* [SUPPLIED DATA]
▼▼▼
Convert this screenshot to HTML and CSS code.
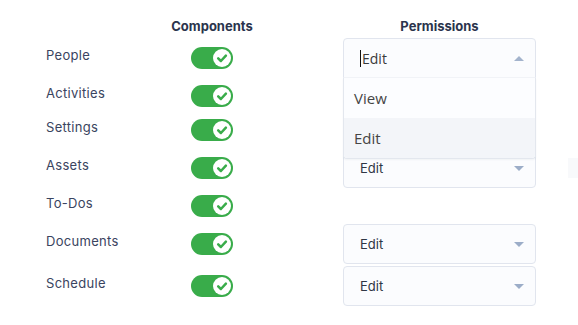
FILE: index.html
```html
<!DOCTYPE html>
<html>
<head>
<meta charset="utf-8">
<link rel="stylesheet" href="styles.css">
</head>
<body>
<div class="page">
  <div class="row head">
    <div></div>
    <div class="th">Components</div>
    <div></div>
    <div class="th">Permissions</div>
  </div>

  <div class="row h40">
    <div class="label">People</div>
    <div class="cell"><span class="toggle"><span class="knob"><svg viewBox="0 0 18 18" width="18" height="18"><path d="M5.2 9.3 L7.9 12 L12.9 6.6" fill="none" stroke="#39ac4a" stroke-width="2.5" stroke-linecap="round" stroke-linejoin="round"/></svg></span></span></div>
    <div></div>
    <div class="select open">
      <div class="sel-top">
        <span class="caret"></span><span class="open-val">Edit</span>
        <span class="arrow up"></span>
      </div>
      <div class="menu">
        <div class="opt">View</div>
        <div class="opt active">Edit</div>
      </div>
    </div>
  </div>

  <div class="row h36">
    <div class="label">Activities</div>
    <div class="cell"><span class="toggle"><span class="knob"><svg viewBox="0 0 18 18" width="18" height="18"><path d="M5.2 9.3 L7.9 12 L12.9 6.6" fill="none" stroke="#39ac4a" stroke-width="2.5" stroke-linecap="round" stroke-linejoin="round"/></svg></span></span></div>
  </div>

  <div class="row h32">
    <div class="label">Settings</div>
    <div class="cell"><span class="toggle"><span class="knob"><svg viewBox="0 0 18 18" width="18" height="18"><path d="M5.2 9.3 L7.9 12 L12.9 6.6" fill="none" stroke="#39ac4a" stroke-width="2.5" stroke-linecap="round" stroke-linejoin="round"/></svg></span></span></div>
  </div>

  <div class="row h44">
    <div class="label">Assets</div>
    <div class="cell"><span class="toggle"><span class="knob"><svg viewBox="0 0 18 18" width="18" height="18"><path d="M5.2 9.3 L7.9 12 L12.9 6.6" fill="none" stroke="#39ac4a" stroke-width="2.5" stroke-linecap="round" stroke-linejoin="round"/></svg></span></span></div>
    <div></div>
    <div class="select"><span class="val">Edit</span><span class="arrow"></span></div>
  </div>

  <div class="row h32">
    <div class="label">To-Dos</div>
    <div class="cell"><span class="toggle"><span class="knob"><svg viewBox="0 0 18 18" width="18" height="18"><path d="M5.2 9.3 L7.9 12 L12.9 6.6" fill="none" stroke="#39ac4a" stroke-width="2.5" stroke-linecap="round" stroke-linejoin="round"/></svg></span></span></div>
  </div>

  <div class="row h44">
    <div class="label">Documents</div>
    <div class="cell"><span class="toggle"><span class="knob"><svg viewBox="0 0 18 18" width="18" height="18"><path d="M5.2 9.3 L7.9 12 L12.9 6.6" fill="none" stroke="#39ac4a" stroke-width="2.5" stroke-linecap="round" stroke-linejoin="round"/></svg></span></span></div>
    <div></div>
    <div class="select"><span class="val">Edit</span><span class="arrow"></span></div>
  </div>

  <div class="row h40">
    <div class="label">Schedule</div>
    <div class="cell"><span class="toggle"><span class="knob"><svg viewBox="0 0 18 18" width="18" height="18"><path d="M5.2 9.3 L7.9 12 L12.9 6.6" fill="none" stroke="#39ac4a" stroke-width="2.5" stroke-linecap="round" stroke-linejoin="round"/></svg></span></span></div>
    <div></div>
    <div class="select"><span class="val">Edit</span><span class="arrow"></span></div>
  </div>

  <div class="ghost"></div>
</div>
</body>
</html>
```

FILE: styles.css
```css
html, body {
  margin: 0;
  padding: 0;
  background: #ffffff;
}
body {
  font-family: Inter, "Liberation Sans", sans-serif;
  width: 578px;
  height: 325px;
  overflow: hidden;
}
.page {
  position: relative;
  padding-left: 46px;
}
.row {
  display: grid;
  grid-template-columns: 125px 82px 90px 193px;
  align-items: center;
}
.head {
  height: 38px;
  align-items: start;
}
.th {
  padding-top: 17px;
  font-size: 13px;
  line-height: 18px;
  font-weight: 700;
  color: #2b344d;
  text-align: center;
}
.h32 { height: 32px; }
.h36 { height: 36px; }
.h40 { height: 40px; }
.h44 { height: 44px; }
.label {
  font-size: 13px;
  line-height: 16px;
  color: #3a4460;
  padding-bottom: 6px;
  letter-spacing: 0.3px;
}
.cell {
  display: flex;
  justify-content: center;
}
.toggle {
  display: flex;
  justify-content: flex-end;
  align-items: center;
  box-sizing: border-box;
  width: 42px;
  height: 22px;
  padding: 2px;
  border-radius: 11px;
  background: #39ac4a;
}
.knob {
  width: 18px;
  height: 18px;
  border-radius: 50%;
  background: #ffffff;
  display: flex;
}
.select {
  position: relative;
  box-sizing: border-box;
  height: 40px;
  border: 1px solid #e1e5ee;
  border-radius: 4px;
  background: #fbfcfe;
  display: flex;
  align-items: center;
  padding: 0 11px 0 16px;
}
.val {
  flex: 1;
  font-size: 13px;
  color: #2f3645;
}
.arrow {
  width: 0;
  height: 0;
  border-left: 5px solid transparent;
  border-right: 5px solid transparent;
  border-top: 5px solid #9cadc8;
}
.arrow.up {
  border-top: 0;
  border-bottom: 5px solid #a3b3cc;
}
.select.open {
  border-radius: 4px 4px 0 0;
  padding: 0;
  display: block;
}
.sel-top {
  height: 38px;
  display: flex;
  align-items: center;
  padding: 0 11px 0 16px;
  border-bottom: 1px solid #f1f3f7;
}
.caret {
  width: 1px;
  height: 17px;
  background: #111111;
  margin-right: 1px;
}
.open-val {
  flex: 1;
  font-family: "Open Sans", "Noto Sans", sans-serif;
  font-size: 14px;
  color: #3a3a3a;
}
.menu {
  position: absolute;
  left: -1px;
  top: 39px;
  width: 193px;
  box-sizing: border-box;
  border: 1px solid #e3e7ee;
  border-top: 0;
  border-radius: 0 0 4px 4px;
  background: #fcfdff;
  z-index: 5;
  box-shadow: 0 1px 2px rgba(40, 50, 80, 0.05);
}
.opt {
  height: 40px;
  display: flex;
  align-items: center;
  padding-left: 10px;
  font-family: "Open Sans", "Noto Sans", sans-serif;
  font-size: 15px;
  color: #454545;
}
.opt.active {
  background: #f3f5f9;
  border-radius: 0 0 4px 4px;
}
.ghost {
  position: absolute;
  left: 568px;
  top: 158px;
  width: 10px;
  height: 20px;
  background: #f8f9fb;
}
```
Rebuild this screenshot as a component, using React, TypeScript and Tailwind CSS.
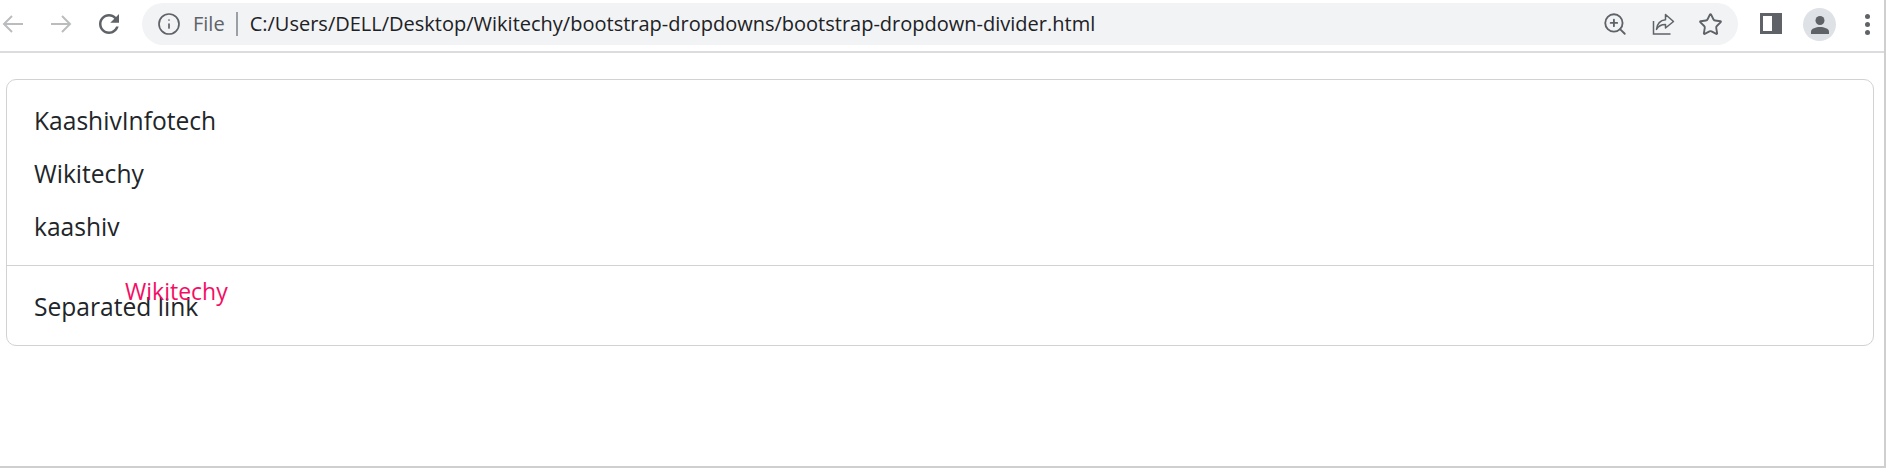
import React from "react";
import { Info, ZoomIn, Star } from "lucide-react";

const items = ["KaashivInfotech", "Wikitechy", "kaashiv"];

const NavArrow = ({ flip }: { flip?: boolean }) => (
  <svg
    width="24"
    height="24"
    viewBox="0 0 24 24"
    fill="none"
    stroke="#babcbe"
    strokeWidth="2"
    className={flip ? "rotate-180" : ""}
  >
    <path d="M22 12H3M11 4l-8 8 8 8" />
  </svg>
);

const ReloadIcon = () => (
  <svg width="30" height="30" viewBox="0 0 24 24" fill="#5f6368">
    <path d="M17.65 6.35C16.2 4.9 14.21 4 12 4c-4.42 0-7.99 3.58-7.99 8s3.57 8 7.99 8c3.73 0 6.84-2.55 7.73-6h-2.08c-.82 2.33-3.04 4-5.65 4-3.31 0-6-2.69-6-6s2.69-6 6-6c1.66 0 3.14.69 4.22 1.78L13 11h7V4l-2.35 2.35z" />
  </svg>
);

const ShareIcon = () => (
  <svg width="24" height="24" viewBox="0 0 24 24" fill="none" stroke="#5f6368" strokeWidth="1.5">
    <path d="M2.5 9v13h17" />
    <path d="M14.5 2.5 22.5 9.5l-8 6.5v-3.6c-4 0-7 1-9 5 .6-5.5 3.5-9 9-9.6z" strokeLinejoin="round" />
  </svg>
);

const SidePanelIcon = () => (
  <svg width="22" height="22" viewBox="0 0 22 22">
    <path fill="#5f6368" fillRule="evenodd" d="M0 0h22v21H0zM3 3v15h9V3z" />
  </svg>
);

const ProfileIcon = () => (
  <div className="flex h-[33px] w-[33px] items-center justify-center rounded-full bg-[#dee1e6]">
    <svg width="20" height="20" viewBox="0 0 20 20" fill="#5f6368">
      <circle cx="10" cy="5.5" r="4.5" />
      <path d="M1 19v-2.5C1 13.5 6 12 10 12s9 1.5 9 4.5V19z" />
    </svg>
  </div>
);

const Toolbar = () => (
  <div className="flex h-[53px] items-start border-b-2 border-[#dadce0] bg-white">
    <div className="flex h-[48px] items-center pl-[1px]">
      <NavArrow />
      <div className="ml-[24px]">
        <NavArrow flip />
      </div>
      <div className="ml-[21px]">
        <ReloadIcon />
      </div>
    </div>
    <div className="ml-[18px] mt-[3px] flex h-[42px] w-[1596px] items-center rounded-full bg-[#f1f3f4] pl-[15px] pr-[15px]">
      <Info size={24} color="#5f6368" strokeWidth={1.7} />
      <span className="ml-[12px] text-[20px] text-[#5f6368]">File</span>
      <div className="ml-[11px] h-[24px] w-[2px] bg-[#9aa0a6]" />
      <span className="ml-[12px] text-[20px] text-[#202124]">
        C:/Users/DELL/Desktop/Wikitechy/bootstrap-dropdowns/bootstrap-dropdown-divider.html
      </span>
      <div className="ml-auto flex items-center gap-[23px]">
        <ZoomIn size={26} color="#5f6368" strokeWidth={1.7} />
        <ShareIcon />
        <Star size={25} color="#5f6368" strokeWidth={1.8} />
      </div>
    </div>
    <div className="ml-[22px] mt-[13px]">
      <SidePanelIcon />
    </div>
    <div className="ml-[21px] mt-[8px]">
      <ProfileIcon />
    </div>
    <div className="ml-[29px] mt-[14px] flex flex-col gap-[3px]">
      <div className="h-[5px] w-[5px] rounded-full bg-[#5f6368]" />
      <div className="h-[5px] w-[5px] rounded-full bg-[#5f6368]" />
      <div className="h-[5px] w-[5px] rounded-full bg-[#5f6368]" />
    </div>
  </div>
);

export default function App() {
  return (
    <div className="h-[468px] w-[1886px] overflow-hidden border-b-2 border-r-2 border-[#cfcfcf] bg-white font-['Open_Sans','Noto_Sans',sans-serif]">
      <Toolbar />
      <div className="relative ml-[6px] mr-[10px] mt-[26px] h-[267px] rounded-[10px] border border-[#d2d2d2] pt-[15px] text-[24.6px] text-[#212529]">
        {items.map((item) => (
          <div key={item} className="flex h-[53px] items-center pl-[27px]">
            {item}
          </div>
        ))}
        <div className="mt-[11px] h-px bg-[#d2d2d2]" />
        <div className="mt-[15px] flex h-[53px] items-center pl-[27px]">Separated link</div>
        <span className="absolute left-[118px] top-[194px] text-[23px] text-[#f50d63]">Wikitechy</span>
      </div>
    </div>
  );
}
▲▲▲
* [WORK TO DO] Each line in the listing above that contains "screenshot" should be copied.

* [EXERCISE ANSWER]
Convert this screenshot to HTML and CSS code.
Rebuild this screenshot as a component, using React, TypeScript and Tailwind CSS.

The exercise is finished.